--- begin INFORMATION SUPPLIED ---
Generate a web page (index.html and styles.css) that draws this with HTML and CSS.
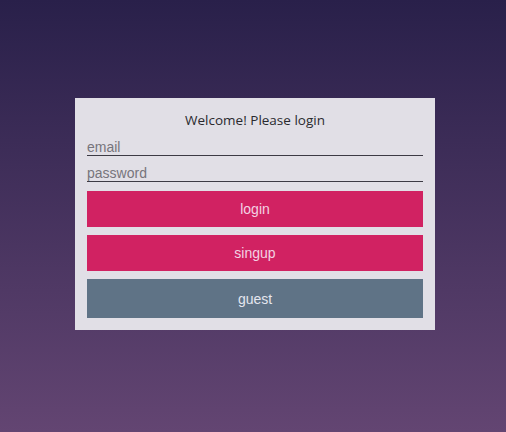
FILE: index.html
```html
<!DOCTYPE html>
<html>
<head>
<meta charset="utf-8">
<link rel="stylesheet" href="styles.css">
</head>
<body>
<main class="page">
  <form class="card">
    <p class="title">Welcome! Please login</p>
    <input class="field" type="text" placeholder="email">
    <input class="field" type="password" placeholder="password">
    <button class="btn btn-primary" type="button">login</button>
    <button class="btn btn-primary" type="button">singup</button>
    <button class="btn btn-guest" type="button">guest</button>
  </form>
</main>
</body>
</html>
```
FILE: styles.css
```css
html, body {
  margin: 0;
  height: 100%;
}
body {
  background: linear-gradient(to bottom, #29204a 0%, #634572 100%);
  font-family: "Liberation Sans", Arial, sans-serif;
}
.page {
  height: 100%;
  box-sizing: border-box;
  display: grid;
  place-items: center;
  padding: 0 0 4px 4px;
}
.card {
  width: 360px;
  box-sizing: border-box;
  background: #e1dfe6;
  padding: 12px;
  display: flex;
  flex-direction: column;
}
.title {
  margin: 0 0 8px;
  text-align: center;
  font-family: "Open Sans", "Noto Sans", sans-serif;
  font-size: 13.5px;
  line-height: 20px;
  color: #2a2a2e;
}
.field {
  margin: 0 0 8px;
  padding: 0;
  height: 18px;
  box-sizing: border-box;
  border: none;
  border-bottom: 1px solid #3c3a44;
  background: transparent;
  font-family: "Liberation Sans", Arial, sans-serif;
  font-size: 14px;
  color: #333;
  outline: none;
}
.field + .field {
  margin-bottom: 9px;
}
.field::placeholder {
  color: #77757c;
}
.btn {
  border: none;
  margin: 0;
  font-family: "Liberation Sans", Arial, sans-serif;
  font-size: 14px;
  cursor: pointer;
}
.btn-primary {
  height: 36px;
  background: #d12262;
  color: #f3d2e2;
  margin-bottom: 8px;
}
.btn-guest {
  height: 39px;
  background: #5f7386;
  color: #e4e6ee;
}
```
--- end INFORMATION SUPPLIED ---
▸ **PROBLEM TO SOLVE**
Pictures are excluded; copy all other data exactly as shown.

▸ **COMPLETED EXERCISE**
Generate a web page (index.html and styles.css) that draws this with HTML and CSS.
FILE: index.html
```html
<!DOCTYPE html>
<html>
<head>
<meta charset="utf-8">
<link rel="stylesheet" href="styles.css">
</head>
<body>
<main class="page">
  <form class="card">
    <p class="title">Welcome! Please login</p>
    <input class="field" type="text" placeholder="email">
    <input class="field" type="password" placeholder="password">
    <button class="btn btn-primary" type="button">login</button>
    <button class="btn btn-primary" type="button">singup</button>
    <button class="btn btn-guest" type="button">guest</button>
  </form>
</main>
</body>
</html>
```
FILE: styles.css
```css
html, body {
  margin: 0;
  height: 100%;
}
body {
  background: linear-gradient(to bottom, #29204a 0%, #634572 100%);
  font-family: "Liberation Sans", Arial, sans-serif;
}
.page {
  height: 100%;
  box-sizing: border-box;
  display: grid;
  place-items: center;
  padding: 0 0 4px 4px;
}
.card {
  width: 360px;
  box-sizing: border-box;
  background: #e1dfe6;
  padding: 12px;
  display: flex;
  flex-direction: column;
}
.title {
  margin: 0 0 8px;
  text-align: center;
  font-family: "Open Sans", "Noto Sans", sans-serif;
  font-size: 13.5px;
  line-height: 20px;
  color: #2a2a2e;
}
.field {
  margin: 0 0 8px;
  padding: 0;
  height: 18px;
  box-sizing: border-box;
  border: none;
  border-bottom: 1px solid #3c3a44;
  background: transparent;
  font-family: "Liberation Sans", Arial, sans-serif;
  font-size: 14px;
  color: #333;
  outline: none;
}
.field + .field {
  margin-bottom: 9px;
}
.field::placeholder {
  color: #77757c;
}
.btn {
  border: none;
  margin: 0;
  font-family: "Liberation Sans", Arial, sans-serif;
  font-size: 14px;
  cursor: pointer;
}
.btn-primary {
  height: 36px;
  background: #d12262;
  color: #f3d2e2;
  margin-bottom: 8px;
}
.btn-guest {
  height: 39px;
  background: #5f7386;
  color: #e4e6ee;
}
```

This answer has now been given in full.